In their first point, appellants argue the default judgment changes the contract's terms by reducing Industrial's duty from design and fabrication to only fabrication. We disagree with appellants' characterization of the default judgment; it does not reform the contract by eliminating Industrial's duty to design. Rather, the judgment encompasses design in its decree that Industrial "is not liable to [appellants] in any regard, under any theory in law, whether under any federal or state statue, or under any deceptive trade practice law or statute, or under any tort theory, or under any delictual theory, or under any breach of contract or breach of warranty theory, regarding any of the industrial tanks fabricated or made by [Industrial] for these [appellants]." Because the judgment does not decree Industrial had no duty to design the tanks -- but in the all-encompassing language quoted above decrees Industrial is not liable for design -- appellants argument fails. Point of error one is overruled.

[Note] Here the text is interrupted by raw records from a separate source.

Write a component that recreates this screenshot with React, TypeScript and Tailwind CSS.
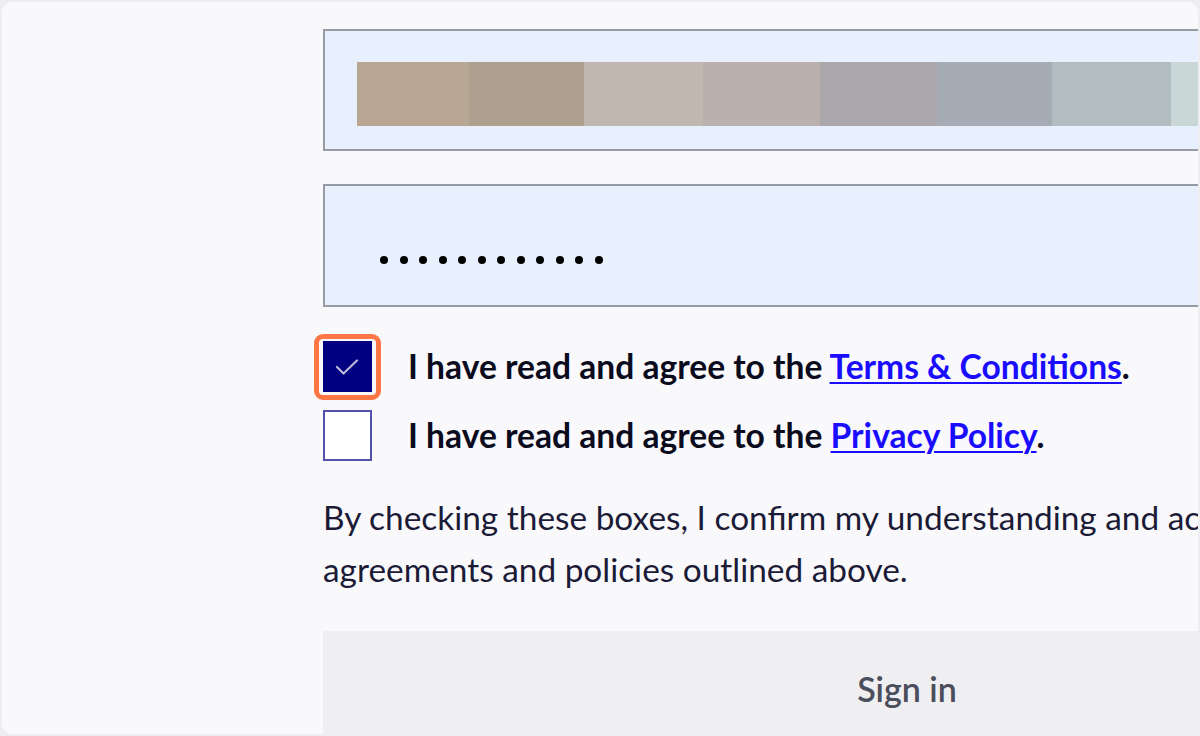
import React from 'react';

const swatches = [
  { c: '#b8a792', w: 112 },
  { c: '#ada08f', w: 115 },
  { c: '#c0b7b0', w: 119 },
  { c: '#bab0ae', w: 117 },
  { c: '#aba7ab', w: 117 },
  { c: '#a6acb6', w: 115 },
  { c: '#b2bcc1', w: 119 },
  { c: '#c9d8d6', w: 117 },
];

export default function App() {
  return (
    <div className="w-[1200px] h-[736px] bg-[#eeeef1] p-[2px] font-['Lato',sans-serif]">
      <div className="h-full rounded-[10px] bg-[#f9f9fb] overflow-hidden pl-[321px] pt-[27px]">
        <div className="w-[1168px] flex flex-col">
          {/* Username field (blurred) */}
          <div className="h-[122px] border-2 border-[#979ba6] bg-[#e8f0fe] pl-[32px] pt-[31px]">
            <div className="flex h-[64px]">
              {swatches.map((s, i) => (
                <div key={i} className="h-full shrink-0" style={{ backgroundColor: s.c, width: s.w }} />
              ))}
            </div>
          </div>

          {/* Password field */}
          <div className="mt-[33px] h-[123px] border-2 border-[#979ba6] bg-[#e8f0fe] flex items-center pl-[55px] pt-[29px]">
            <div className="flex gap-[11.5px]">
              {Array.from({ length: 12 }).map((_, i) => (
                <span key={i} className="w-[8px] h-[8px] rounded-full bg-black" />
              ))}
            </div>
          </div>

          {/* Checkboxes */}
          <div className="mt-[34px] flex items-center">
            <div className="relative w-[49px] h-[51px] shrink-0">
              <div className="absolute -left-[9px] -right-[9px] -top-[7px] -bottom-[8px] border-[5px] border-[#fe7645] rounded-[9px]" />
              <div className="w-full h-full bg-[#000080] flex items-center justify-center">
                <svg width="49" height="51" viewBox="0 0 49 51">
                  <path d="M14 26 L20.5 32.5 L34 19.5" fill="none" stroke="#b9b8d9" strokeWidth="2.2" strokeLinecap="round" strokeLinejoin="round" />
                </svg>
              </div>
            </div>
            <p className="ml-[36px] text-[33.6px] font-bold text-[#0b0b1e] leading-none whitespace-nowrap">
              I have read and agree to the{' '}
              <a href="#" className="text-[#1a0dff] underline underline-offset-[3px] decoration-[2px]">Terms &amp; Conditions</a>.
            </p>
          </div>

          <div className="mt-[18px] flex items-center">
            <div className="w-[49px] h-[51px] shrink-0 border-2 border-[#5252ad] bg-white" />
            <p className="ml-[36px] text-[33.6px] font-bold text-[#0b0b1e] leading-none whitespace-nowrap">
              I have read and agree to the{' '}
              <a href="#" className="text-[#1a0dff] underline underline-offset-[3px] decoration-[2px]">Privacy Policy</a>.
            </p>
          </div>

          {/* Disclaimer */}
          <p className="mt-[30px] w-[1380px] text-[33.4px] leading-[52px] text-[#1b1b38]">
            By checking these boxes, I confirm my understanding and acceptance of the terms of these agreements and policies outlined above.
          </p>

          {/* Submit */}
          <button className="mt-[36px] h-[114px] w-full bg-[#efeff1] text-[34px] font-semibold text-[#4b4e5c]">
            Sign in
          </button>
        </div>
      </div>
    </div>
  );
}
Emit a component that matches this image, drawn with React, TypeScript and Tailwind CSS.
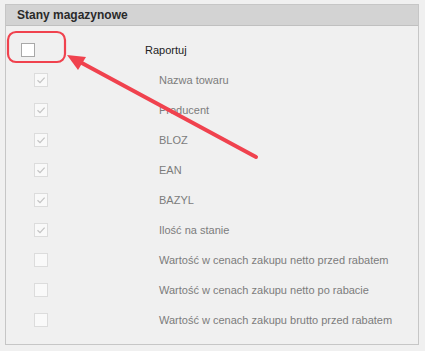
import React from "react";

const items = [
  { label: "Nazwa towaru", checked: true },
  { label: "Producent", checked: true },
  { label: "BLOZ", checked: true },
  { label: "EAN", checked: true },
  { label: "BAZYL", checked: true },
  { label: "Ilość na stanie", checked: true },
  { label: "Wartość w cenach zakupu netto przed rabatem", checked: false },
  { label: "Wartość w cenach zakupu netto po rabacie", checked: false },
  { label: "Wartość w cenach zakupu brutto przed rabatem", checked: false },
];

const Box = ({ checked, disabled }: { checked?: boolean; disabled?: boolean }) => (
  <span
    className={
      disabled
        ? "flex items-center justify-center w-[14px] h-[14px] border border-[#dcdcdc] bg-[#f9f9f9] shrink-0"
        : "flex items-center justify-center w-[14px] h-[14px] border border-[#a8a8a8] bg-white shrink-0"
    }
  >
    {checked && (
      <svg width="10" height="10" viewBox="0 0 10 10">
        <path d="M1.5 5.2 L4 7.6 L8.6 2.6" fill="none" stroke="#c4c4c4" strokeWidth="1.3" />
      </svg>
    )}
  </span>
);

export default function App() {
  return (
    <div className="relative w-[425px] h-[351px] bg-[#f0f0f0] pt-[4px] pl-[5px] font-['Liberation_Sans',Arial,sans-serif]">
      <div className="w-[414px] h-[341px] border border-[#c6c6c6] bg-[#f0f0f0]">
        <div className="h-[21px] bg-[#d3d3d3] border-b border-[#c0c0c0] flex items-center pl-[11px]">
          <span className="text-[12px] font-bold text-[#2a2a2a]">Stany magazynowe</span>
        </div>
        <div className="pt-[9px] flex flex-col text-[11px]">
          <div className="h-[30px] flex items-center pl-[15px]">
            <Box />
            <span className="ml-[110px] text-[#222]">Raportuj</span>
          </div>
          {items.map((it) => (
            <div key={it.label} className="h-[30px] flex items-center pl-[28px]">
              <Box checked={it.checked} disabled />
              <span className="ml-[111px] text-[#7c7c7c]">{it.label}</span>
            </div>
          ))}
        </div>
      </div>

      {/* annotation overlay */}
      <svg className="absolute left-0 top-0 pointer-events-none" width="425" height="351">
        <rect x="8" y="32" width="57" height="30" rx="8" fill="none" stroke="#f0424e" strokeWidth="2.2" />
        <line x1="256" y1="157" x2="80" y2="62" stroke="#f0424e" strokeWidth="4" strokeLinecap="round" />
        <polygon points="67,55 86,57 78,70" fill="#f0424e" />
      </svg>
    </div>
  );
}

We sustain point of error two. As counsel for Industrial acknowledged in oral argument before this court, "the declaratory procedure may not be used by a potential defendant to determine tort liability." Amaro v. Texas State Bank, 28 S.W.3d 789, 796 (Tex. App.--Corpus Christi 2000, pet. granted). See also Abor v. Black, 695 S.W.2d 564, 565-66 (Tex. 1985); Stein v. First Nat. Bank of Bastrop, 950 S.W.2d 172, 174 (Tex. App. --Austin 1997, no writ); Housing Authority of City of Harlingen v. Valdez, 841 S.W.2d 860, 865 (Tex. App.--Corpus Christi 1992, writ denied); Martinez v. Corpus Christi Area Teachers Credit Union, 758 S.W.2d 946, 951 (Tex. App.--Corpus Christi 1988, writ denied); Texas Elec. Utils. Co. v. Rocha, 762 S.W.2d 275, 276 (Tex. App.--El Paso 1988, writ denied); K.M.S. Research Laboratories Inc. v. Willingham, 629 S.W.2d 173, 174 (Tex. App.--Dallas 1982, no writ).
Appellants final point is based upon their assertion that Industrial's petition fails to give fair notice of the claims asserted. We disagree. The petition asks the Court "to declare the parties respective rights and duties vis a vis the fabrication of these tanks, and any warranties or contracts regarding these tanks." (Emphasis added.) The petition further sought "declaratory relief pertaining to the rights and duties of the parties with regard to the tanks at issue." (Emphasis added.) Although the petition does not specify "design," we find it to be fairly encompassed within the language set forth above. In the absence of any special exceptions by appellants, Industrial was not required to be more specific. Issue three is overruled.
We reverse and remand the cause to the trial court for reformation of the judgment to delete that portion discharging Industrial Metal from any liability under any theory of tort law. Otherwise, the judgement of the trial court is affirmed.
REVERSED AND REMANDED IN PART; AFFIRMED IN PART.
Justice
Submitted on December 13, 2001
Opinion Delivered January 10, 2002
Do Not Publish
Before Walker, C.J., Burgess and Gaultney, JJ.